Steel and Beast Boy go to Miss Martian with a plan to save Tyler Bains by exposing him to Source Energy again. Miss Martian refuses to permit the procedure, stating she won’t allow such a dangerous experiment. Donna convicts Miss Martian that Dick Grayson would have tried to save Tyler and trust his friends. Miss Martian admits that she is also grieving and that she feels responsible to keep the team together in his absence. Miss Martian agrees to the procedure, only to have it fail as Tyler passes away.
Analysis: I’ve always liked quiet character issues in between story arcs in titles like this. For instance, X-Men comics in the 80’s and 90’s were always particularly good at having issues where the characters would be reeling from a loss and would talk things out before some new threat attacked. While I can see what they were going for, I think that writer Dan Abnett fails to make this issue resonate in the way that I think he intended. Part of the problem is the multiple points of grief that the story has to address. I can’t help but wonder if this issue suffers from bad timing and has to address two major events in other comics, the death of Roy Harper and Dick Grayson being shot in the head. Roy Harper’s death in this issue is so quickly brushed aside that the event feels like a complete afterthought and I think if they weren’t going to take the time to address the death of a character with major ties to the Titans then they shouldn’t have mentioned it at all.

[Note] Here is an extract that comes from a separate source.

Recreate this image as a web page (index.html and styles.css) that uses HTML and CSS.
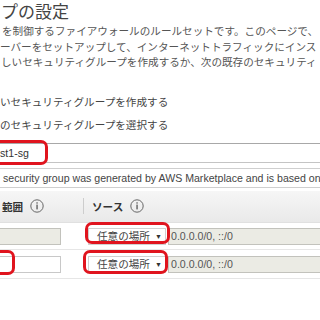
FILE: index.html
```html
<!DOCTYPE html>
<html lang="ja">
<head>
<meta charset="utf-8">
<link rel="stylesheet" href="styles.css">
</head>
<body>
<div class="page">
  <h1 class="title">プの設定</h1>
  <div class="desc">
    <div class="line l1">を制御するファイアウォールのルールセットです。このページで、</div>
    <div class="line l2">ーバーをセットアップして、インターネットトラフィックにインス</div>
    <div class="line l3">しいセキュリティグループを作成するか、次の既存のセキュリティ</div>
  </div>
  <div class="radio r1">いセキュリティグループを作成する</div>
  <div class="radio r2">のセキュリティグループを選択する</div>
  <div class="field name-field">st1-sg</div>
  <div class="field desc-field">security group was generated by AWS Marketplace and is based on</div>
  <div class="thead">
    <div class="th col-port">範囲<svg class="info" width="14" height="14" viewBox="0 0 14 14"><circle cx="7" cy="7" r="6.2" fill="none" stroke="#666" stroke-width="1"/><rect x="6.4" y="5.6" width="1.3" height="4.8" fill="#555"/><rect x="6.4" y="3.3" width="1.3" height="1.3" fill="#555"/></svg></div>
    <div class="sep"></div>
    <div class="th col-src">ソース<svg class="info" width="14" height="14" viewBox="0 0 14 14"><circle cx="7" cy="7" r="6.2" fill="none" stroke="#666" stroke-width="1"/><rect x="6.4" y="5.6" width="1.3" height="4.8" fill="#555"/><rect x="6.4" y="3.3" width="1.3" height="1.3" fill="#555"/></svg></div>
  </div>
  <div class="row row1">
    <div class="cell-port"><div class="inp disabled"></div></div>
    <div class="cell-src"><div class="select">任意の場所<span class="arrow">▼</span></div></div>
    <div class="cell-cidr"><div class="inp disabled cidr">0.0.0.0/0, ::/0</div></div>
  </div>
  <div class="row row2">
    <div class="cell-port"><div class="inp"></div></div>
    <div class="cell-src"><div class="select">任意の場所<span class="arrow">▼</span></div></div>
    <div class="cell-cidr"><div class="inp disabled cidr">0.0.0.0/0, ::/0</div></div>
  </div>

  <div class="mark m-name"></div>
  <div class="mark m-sel1"></div>
  <div class="mark m-sel2"></div>
  <div class="mark m-port2"></div>
</div>
</body>
</html>
```

FILE: styles.css
```css
html, body {
  margin: 0;
  padding: 0;
  background: #fff;
}
body {
  width: 320px;
  height: 320px;
  overflow: hidden;
  font-family: "Liberation Sans", "Noto Sans CJK JP", sans-serif;
  font-size: 10.6px;
  color: #444;
}
.page {
  position: relative;
  width: 320px;
  height: 320px;
  overflow: hidden;
}
.title {
  margin: 0;
  padding: 2px 0 0 1px;
  height: 22px;
  line-height: 22px;
  font-size: 17px;
  font-weight: normal;
  color: #444;
  white-space: nowrap;
}
.desc {
  color: #555;
}
.line {
  height: 15.5px;
  line-height: 15.5px;
  white-space: nowrap;
}
.l1 { padding-left: 2px; }
.l2 { padding-left: 0; }
.l3 { padding-left: 1px; }
.radio {
  height: 23.5px;
  line-height: 23.5px;
  white-space: nowrap;
  color: #444;
}
.r1 { margin-top: 20px; }
.field {
  box-sizing: border-box;
  height: 20px;
  line-height: 18px;
  white-space: nowrap;
  overflow: hidden;
  margin-left: -6px;
  width: 340px;
  padding-left: 5px;
  background: #fff;
}
.name-field {
  margin-top: 5px;
  border: 1px solid #c4c4c4;
  border-top-color: #a8a8a8;
  color: #333;
}
.desc-field {
  margin-top: 5px;
  border: 1px solid #cfcfcf;
  padding-left: 8px;
  color: #444;
}
.thead {
  margin-top: 3px;
  height: 32px;
  display: flex;
  align-items: center;
  background: linear-gradient(#f6f6f6, #e9e9e9);
  border-bottom: 1px solid #e0e0e0;
  box-sizing: border-box;
}
.th {
  display: flex;
  align-items: center;
  flex-shrink: 0;
  font-weight: bold;
  color: #333;
  white-space: nowrap;
}
.th .info { margin-left: 7px; }
.col-port {
  box-sizing: border-box;
  width: 83px;
  padding-left: 2px;
}
.sep {
  flex-shrink: 0;
  width: 1px;
  height: 16px;
  background: #cdcdcd;
}
.col-src {
  padding-left: 8px;
}
.row {
  display: flex;
  align-items: flex-start;
  border-bottom: 1px solid #e6e6e6;
  box-sizing: border-box;
}
.row > div {
  flex-shrink: 0;
}
.row1 {
  height: 27px;
  padding-top: 5px;
}
.row2 {
  height: 29px;
  padding-top: 6px;
}
.cell-port {
  width: 98px;
  margin-left: -10px;
}
.cell-src {
  width: 80px;
}
.cell-cidr {
  width: 170px;
}
.inp {
  box-sizing: border-box;
  height: 17px;
  width: 71px;
  border: 1px solid #c8c8c8;
  background: #fff;
  white-space: nowrap;
}
.inp.disabled {
  background: #ebebe4;
  border-color: #c2c2bc;
}
.inp.cidr {
  width: 170px;
  line-height: 15px;
  padding-left: 2px;
  color: #555;
}
.select {
  box-sizing: border-box;
  height: 17px;
  width: 78px;
  border: 1px solid #d0d0d0;
  background: #fff;
  line-height: 15px;
  padding-left: 8px;
  white-space: nowrap;
  color: #444;
}
.arrow {
  font-size: 7px;
  margin-left: 5px;
  color: #333;
  vertical-align: 1px;
}
.mark {
  position: absolute;
  box-sizing: border-box;
  border: 3px solid #e0141e;
  border-radius: 7px;
}
.m-name {
  left: -20px;
  top: 140px;
  width: 68px;
  height: 25px;
}
.m-sel1 {
  left: 85px;
  top: 222px;
  width: 85px;
  height: 22px;
}
.m-sel2 {
  left: 83px;
  top: 250px;
  width: 85px;
  height: 24px;
}
.m-port2 {
  left: -30px;
  top: 250px;
  width: 45px;
  height: 25px;
}
```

The story quickly turns its focus to the team reacting to their leader’s critical injury. And while I applauded the attempt, it doesn’t quite succeed in what it was going for. Donna is trying to dull her emotions with alcohol, but instead of addressing it properly as the problem it should be, its waived away after a contrived conversation with Raven, which is another problem. Especially in an issue full of human tragedy, Raven being dead to emotions should be a big storyline. Donna’s drinking should be a big problem. Instead, the story pays lip service to both and has the team focus on an incidental character that has no bearing on this book at all. The book hasn’t given me any reason to care about the death of Tyler Bains and in a book that has members of the team struggling with serious personal issues in the face of tragedy, to focus on Tyler’s coma feels like a waste of everyone’s time.
There’s also the matter of the last issue’s set up of the Blood Cult being forgotten in this issue. Isn’t this a problem that should at least be mentioned as the Titans try to deal with everything else on their plate? It makes me wonder if events of this issue were late in the game curveball that this creative team has had to contend with.
I did like Miss Martian admitting to not knowing what to do in this situation and if this whole Nightwing storyline has a silver lining, I like the idea of Miss Martian stepping up and truly becoming a part of this team. I could have done without another passively bigoted comment from Ben about Miss Martian being a monster. I don’t know where this plotline is going but it continues to feel weird that this character, in light of everything else that he is seeing, would draw the line at taking issue at Miss Martian’s true from.
Brent Peeples’s art does what is asked and his character work is fine. I find that there isn’t a lot of care put into his background and there is a lot of empty space in the backgrounds that make the book feel incomplete.
Final Thoughts: Team books are all about how the characters interact with one another, and with a team with as much history as the Titans, I want the book to take the time to tell smaller stories like this. I also want the book to just be better then what’s presented here.